Retype everything from the line that contains "Reproduce this screenshot with Vue 3 and" down to the line that contains "string; label: string;", inclusive, without altering or adding anything.

-- Supplied data --

BEGIN

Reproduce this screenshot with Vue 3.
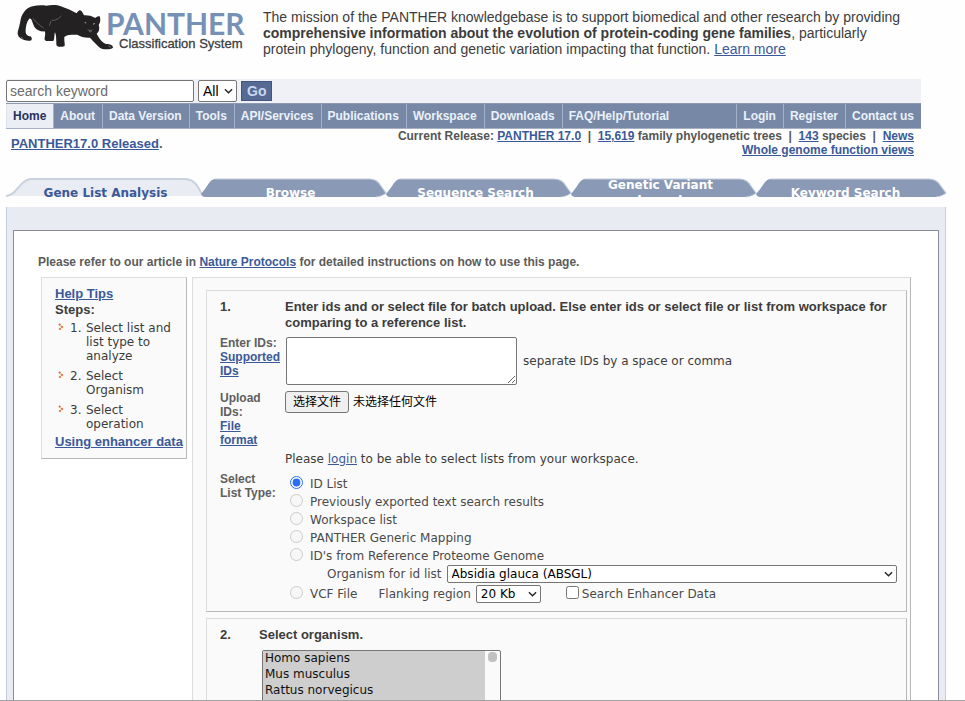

END
BEGIN

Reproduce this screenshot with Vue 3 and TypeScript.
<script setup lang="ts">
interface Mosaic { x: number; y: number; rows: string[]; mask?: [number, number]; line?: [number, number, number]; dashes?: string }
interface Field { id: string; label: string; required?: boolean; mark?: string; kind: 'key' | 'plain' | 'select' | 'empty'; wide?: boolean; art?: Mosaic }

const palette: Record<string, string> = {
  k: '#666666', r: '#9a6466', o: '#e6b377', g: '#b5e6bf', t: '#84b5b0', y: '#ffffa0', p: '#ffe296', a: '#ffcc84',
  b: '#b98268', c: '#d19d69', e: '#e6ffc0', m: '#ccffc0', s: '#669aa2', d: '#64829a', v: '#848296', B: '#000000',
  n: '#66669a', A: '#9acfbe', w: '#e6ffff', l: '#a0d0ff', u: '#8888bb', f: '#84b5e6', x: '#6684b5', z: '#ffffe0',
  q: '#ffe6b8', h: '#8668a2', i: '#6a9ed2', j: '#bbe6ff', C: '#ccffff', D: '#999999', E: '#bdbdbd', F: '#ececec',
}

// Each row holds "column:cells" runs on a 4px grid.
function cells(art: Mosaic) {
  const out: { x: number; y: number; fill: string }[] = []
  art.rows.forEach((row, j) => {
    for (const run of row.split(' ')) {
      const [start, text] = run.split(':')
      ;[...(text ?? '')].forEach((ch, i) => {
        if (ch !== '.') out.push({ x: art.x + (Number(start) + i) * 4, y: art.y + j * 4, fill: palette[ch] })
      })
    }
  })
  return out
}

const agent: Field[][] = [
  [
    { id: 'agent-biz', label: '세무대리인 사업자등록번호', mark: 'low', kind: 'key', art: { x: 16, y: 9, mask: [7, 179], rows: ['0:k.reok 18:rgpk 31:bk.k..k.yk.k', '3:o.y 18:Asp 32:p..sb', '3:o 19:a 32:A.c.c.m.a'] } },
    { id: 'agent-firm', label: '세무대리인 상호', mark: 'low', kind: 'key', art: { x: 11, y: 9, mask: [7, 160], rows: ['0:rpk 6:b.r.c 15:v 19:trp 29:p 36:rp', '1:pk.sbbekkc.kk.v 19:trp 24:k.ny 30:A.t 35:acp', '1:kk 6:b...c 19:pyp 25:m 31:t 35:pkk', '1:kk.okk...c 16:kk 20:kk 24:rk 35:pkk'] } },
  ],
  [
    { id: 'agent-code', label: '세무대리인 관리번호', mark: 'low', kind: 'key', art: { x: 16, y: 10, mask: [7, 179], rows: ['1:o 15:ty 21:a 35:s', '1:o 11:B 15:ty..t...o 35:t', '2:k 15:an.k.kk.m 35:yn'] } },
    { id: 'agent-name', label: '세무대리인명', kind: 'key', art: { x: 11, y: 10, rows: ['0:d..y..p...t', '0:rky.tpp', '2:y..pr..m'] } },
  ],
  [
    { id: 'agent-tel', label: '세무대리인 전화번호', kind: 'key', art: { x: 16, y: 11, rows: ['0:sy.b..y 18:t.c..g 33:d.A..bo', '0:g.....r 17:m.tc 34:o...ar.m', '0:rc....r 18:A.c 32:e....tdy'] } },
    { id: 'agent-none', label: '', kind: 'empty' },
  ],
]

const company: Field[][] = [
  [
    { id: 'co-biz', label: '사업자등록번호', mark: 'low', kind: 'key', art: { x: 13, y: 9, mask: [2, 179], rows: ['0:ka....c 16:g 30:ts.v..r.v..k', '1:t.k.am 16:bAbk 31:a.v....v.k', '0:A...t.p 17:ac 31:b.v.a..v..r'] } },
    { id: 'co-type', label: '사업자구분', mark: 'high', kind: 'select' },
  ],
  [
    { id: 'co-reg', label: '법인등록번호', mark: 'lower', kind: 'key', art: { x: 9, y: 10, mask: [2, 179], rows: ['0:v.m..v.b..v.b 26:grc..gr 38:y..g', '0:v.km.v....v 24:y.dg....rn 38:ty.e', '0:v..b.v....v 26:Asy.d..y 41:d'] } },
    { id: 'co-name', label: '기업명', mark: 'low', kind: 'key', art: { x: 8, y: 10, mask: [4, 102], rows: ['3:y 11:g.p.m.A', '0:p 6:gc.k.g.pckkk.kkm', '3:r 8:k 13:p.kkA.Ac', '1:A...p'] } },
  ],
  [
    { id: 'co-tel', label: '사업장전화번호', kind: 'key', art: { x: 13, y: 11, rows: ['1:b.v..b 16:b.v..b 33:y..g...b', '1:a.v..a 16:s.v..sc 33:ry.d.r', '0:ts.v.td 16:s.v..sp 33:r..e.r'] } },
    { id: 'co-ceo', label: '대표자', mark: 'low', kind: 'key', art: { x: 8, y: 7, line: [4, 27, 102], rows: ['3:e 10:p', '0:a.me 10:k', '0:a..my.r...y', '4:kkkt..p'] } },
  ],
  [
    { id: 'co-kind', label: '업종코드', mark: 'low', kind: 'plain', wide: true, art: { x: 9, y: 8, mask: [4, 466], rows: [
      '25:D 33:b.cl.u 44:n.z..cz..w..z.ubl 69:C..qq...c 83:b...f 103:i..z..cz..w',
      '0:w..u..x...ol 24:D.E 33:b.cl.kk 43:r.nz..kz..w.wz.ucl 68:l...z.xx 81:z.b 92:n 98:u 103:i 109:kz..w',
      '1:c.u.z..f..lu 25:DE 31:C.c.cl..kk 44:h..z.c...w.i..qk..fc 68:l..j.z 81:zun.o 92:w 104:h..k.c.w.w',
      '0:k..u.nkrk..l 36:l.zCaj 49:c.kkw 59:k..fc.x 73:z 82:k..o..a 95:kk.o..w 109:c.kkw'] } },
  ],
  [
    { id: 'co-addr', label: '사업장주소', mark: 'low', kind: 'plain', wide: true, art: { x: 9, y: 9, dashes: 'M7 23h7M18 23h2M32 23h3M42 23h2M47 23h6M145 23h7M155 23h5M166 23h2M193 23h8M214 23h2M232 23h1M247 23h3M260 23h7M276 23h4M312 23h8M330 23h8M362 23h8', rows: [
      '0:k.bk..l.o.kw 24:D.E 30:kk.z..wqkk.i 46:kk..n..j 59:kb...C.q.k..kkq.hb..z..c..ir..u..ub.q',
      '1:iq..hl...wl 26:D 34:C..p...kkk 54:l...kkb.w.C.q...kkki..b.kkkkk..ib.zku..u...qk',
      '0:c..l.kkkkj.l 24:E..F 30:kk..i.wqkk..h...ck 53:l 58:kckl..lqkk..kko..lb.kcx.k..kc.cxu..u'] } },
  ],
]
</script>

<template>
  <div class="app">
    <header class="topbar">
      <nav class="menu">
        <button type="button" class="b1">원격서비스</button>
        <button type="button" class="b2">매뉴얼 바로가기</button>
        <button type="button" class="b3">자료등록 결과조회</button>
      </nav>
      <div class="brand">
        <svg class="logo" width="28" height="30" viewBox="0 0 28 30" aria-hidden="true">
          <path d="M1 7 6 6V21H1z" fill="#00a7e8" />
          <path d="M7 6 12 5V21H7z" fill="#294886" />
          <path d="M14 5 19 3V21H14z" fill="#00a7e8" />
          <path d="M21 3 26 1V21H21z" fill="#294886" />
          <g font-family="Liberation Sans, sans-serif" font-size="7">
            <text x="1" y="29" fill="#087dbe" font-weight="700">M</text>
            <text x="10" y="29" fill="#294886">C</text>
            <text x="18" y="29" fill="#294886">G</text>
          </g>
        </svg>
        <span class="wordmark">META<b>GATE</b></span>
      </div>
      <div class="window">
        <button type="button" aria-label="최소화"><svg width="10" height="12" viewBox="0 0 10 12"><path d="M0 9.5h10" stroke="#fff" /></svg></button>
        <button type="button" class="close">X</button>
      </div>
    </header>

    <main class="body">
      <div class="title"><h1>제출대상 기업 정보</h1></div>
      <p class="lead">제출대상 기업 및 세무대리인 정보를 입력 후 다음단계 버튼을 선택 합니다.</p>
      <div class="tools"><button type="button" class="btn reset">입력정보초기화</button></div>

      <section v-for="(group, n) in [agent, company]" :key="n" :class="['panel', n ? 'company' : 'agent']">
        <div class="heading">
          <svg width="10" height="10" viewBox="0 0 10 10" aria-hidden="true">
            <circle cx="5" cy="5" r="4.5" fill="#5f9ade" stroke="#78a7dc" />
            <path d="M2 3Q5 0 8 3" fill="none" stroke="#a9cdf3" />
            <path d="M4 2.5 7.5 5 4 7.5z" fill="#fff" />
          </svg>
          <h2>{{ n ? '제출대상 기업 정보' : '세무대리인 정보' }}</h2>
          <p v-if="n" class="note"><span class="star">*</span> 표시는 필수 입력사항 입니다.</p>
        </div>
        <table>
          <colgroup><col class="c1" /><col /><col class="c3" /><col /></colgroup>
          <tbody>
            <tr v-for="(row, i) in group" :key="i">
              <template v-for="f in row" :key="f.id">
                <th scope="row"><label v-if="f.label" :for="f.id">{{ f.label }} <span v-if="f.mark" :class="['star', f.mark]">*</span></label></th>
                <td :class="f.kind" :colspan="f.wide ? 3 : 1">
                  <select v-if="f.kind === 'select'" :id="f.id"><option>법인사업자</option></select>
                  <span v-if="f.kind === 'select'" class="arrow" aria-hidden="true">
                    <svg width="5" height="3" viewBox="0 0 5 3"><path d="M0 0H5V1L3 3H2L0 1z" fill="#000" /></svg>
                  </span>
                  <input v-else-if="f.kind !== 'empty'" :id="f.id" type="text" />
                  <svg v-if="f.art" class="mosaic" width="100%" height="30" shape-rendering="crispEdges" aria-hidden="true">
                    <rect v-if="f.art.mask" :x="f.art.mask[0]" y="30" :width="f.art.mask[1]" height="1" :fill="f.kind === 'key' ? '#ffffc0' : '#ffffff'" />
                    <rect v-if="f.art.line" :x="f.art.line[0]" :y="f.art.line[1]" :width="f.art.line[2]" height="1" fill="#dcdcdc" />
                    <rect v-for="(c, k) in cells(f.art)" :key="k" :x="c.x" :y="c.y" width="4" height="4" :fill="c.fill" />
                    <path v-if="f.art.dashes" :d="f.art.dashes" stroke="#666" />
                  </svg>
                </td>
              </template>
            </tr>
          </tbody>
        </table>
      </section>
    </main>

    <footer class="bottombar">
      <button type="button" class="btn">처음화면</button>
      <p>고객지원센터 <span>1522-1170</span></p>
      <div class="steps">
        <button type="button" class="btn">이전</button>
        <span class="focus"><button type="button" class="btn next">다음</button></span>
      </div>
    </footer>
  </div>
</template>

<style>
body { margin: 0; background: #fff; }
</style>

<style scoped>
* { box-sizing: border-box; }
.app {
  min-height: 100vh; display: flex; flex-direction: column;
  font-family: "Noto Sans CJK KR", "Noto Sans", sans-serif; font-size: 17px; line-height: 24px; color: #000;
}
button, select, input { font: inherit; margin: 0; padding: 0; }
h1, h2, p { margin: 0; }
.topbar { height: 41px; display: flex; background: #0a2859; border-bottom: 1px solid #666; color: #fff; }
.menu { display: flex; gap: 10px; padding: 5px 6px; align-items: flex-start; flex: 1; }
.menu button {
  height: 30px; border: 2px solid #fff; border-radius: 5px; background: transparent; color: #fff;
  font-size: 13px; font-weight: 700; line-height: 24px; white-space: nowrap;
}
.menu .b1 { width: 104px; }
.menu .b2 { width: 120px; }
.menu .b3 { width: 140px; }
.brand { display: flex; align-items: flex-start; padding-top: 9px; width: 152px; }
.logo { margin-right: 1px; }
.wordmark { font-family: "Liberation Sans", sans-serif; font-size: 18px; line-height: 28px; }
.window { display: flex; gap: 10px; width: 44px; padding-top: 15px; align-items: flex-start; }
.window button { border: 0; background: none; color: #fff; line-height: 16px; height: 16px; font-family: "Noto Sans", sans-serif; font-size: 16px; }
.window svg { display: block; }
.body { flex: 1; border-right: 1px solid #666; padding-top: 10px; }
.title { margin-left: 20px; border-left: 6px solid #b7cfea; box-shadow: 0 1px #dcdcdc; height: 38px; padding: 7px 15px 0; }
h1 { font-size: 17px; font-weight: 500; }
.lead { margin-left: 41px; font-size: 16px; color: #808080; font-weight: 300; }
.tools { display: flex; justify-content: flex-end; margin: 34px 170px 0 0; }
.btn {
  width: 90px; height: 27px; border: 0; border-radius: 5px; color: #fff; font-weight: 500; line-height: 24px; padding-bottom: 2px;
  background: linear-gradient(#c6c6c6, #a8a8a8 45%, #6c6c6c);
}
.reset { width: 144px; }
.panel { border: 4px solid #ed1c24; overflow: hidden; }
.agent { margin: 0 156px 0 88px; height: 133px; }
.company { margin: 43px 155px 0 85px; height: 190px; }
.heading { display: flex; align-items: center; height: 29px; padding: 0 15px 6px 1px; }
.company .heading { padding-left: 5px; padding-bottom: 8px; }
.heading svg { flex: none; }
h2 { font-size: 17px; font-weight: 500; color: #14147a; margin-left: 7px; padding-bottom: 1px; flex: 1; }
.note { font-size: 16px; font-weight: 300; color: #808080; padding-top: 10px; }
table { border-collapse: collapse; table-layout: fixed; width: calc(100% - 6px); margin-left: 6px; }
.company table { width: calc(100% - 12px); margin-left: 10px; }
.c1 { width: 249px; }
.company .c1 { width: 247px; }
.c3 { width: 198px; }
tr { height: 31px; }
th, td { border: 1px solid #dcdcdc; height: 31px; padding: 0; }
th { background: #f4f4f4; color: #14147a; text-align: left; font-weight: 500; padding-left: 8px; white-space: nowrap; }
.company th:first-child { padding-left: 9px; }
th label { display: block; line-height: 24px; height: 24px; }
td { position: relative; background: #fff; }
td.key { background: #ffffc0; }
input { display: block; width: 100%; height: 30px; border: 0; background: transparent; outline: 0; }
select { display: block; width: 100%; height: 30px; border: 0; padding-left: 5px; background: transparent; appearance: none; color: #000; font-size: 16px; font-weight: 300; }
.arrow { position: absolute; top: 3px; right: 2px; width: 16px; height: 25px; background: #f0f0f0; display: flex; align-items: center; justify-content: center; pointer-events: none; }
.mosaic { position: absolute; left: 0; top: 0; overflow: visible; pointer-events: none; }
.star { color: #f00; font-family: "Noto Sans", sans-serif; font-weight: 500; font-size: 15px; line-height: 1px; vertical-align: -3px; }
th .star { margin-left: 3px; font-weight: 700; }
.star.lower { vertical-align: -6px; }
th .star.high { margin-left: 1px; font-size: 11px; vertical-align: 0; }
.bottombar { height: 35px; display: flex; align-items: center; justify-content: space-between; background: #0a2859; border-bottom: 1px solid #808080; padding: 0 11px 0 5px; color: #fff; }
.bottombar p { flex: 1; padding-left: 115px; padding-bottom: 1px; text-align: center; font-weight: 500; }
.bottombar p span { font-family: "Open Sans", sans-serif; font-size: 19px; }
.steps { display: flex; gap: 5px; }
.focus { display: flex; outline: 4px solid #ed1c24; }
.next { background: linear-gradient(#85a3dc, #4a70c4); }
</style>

END

-- Full answer --
Reproduce this screenshot with Vue 3 and TypeScript.
<script setup lang="ts">
interface Mosaic { x: number; y: number; rows: string[]; mask?: [number, number]; line?: [number, number, number]; dashes?: string }
interface Field { id: string; label: string; required?: boolean; mark?: string; kind: 'key' | 'plain' | 'select' | 'empty'; wide?: boolean; art?: Mosaic }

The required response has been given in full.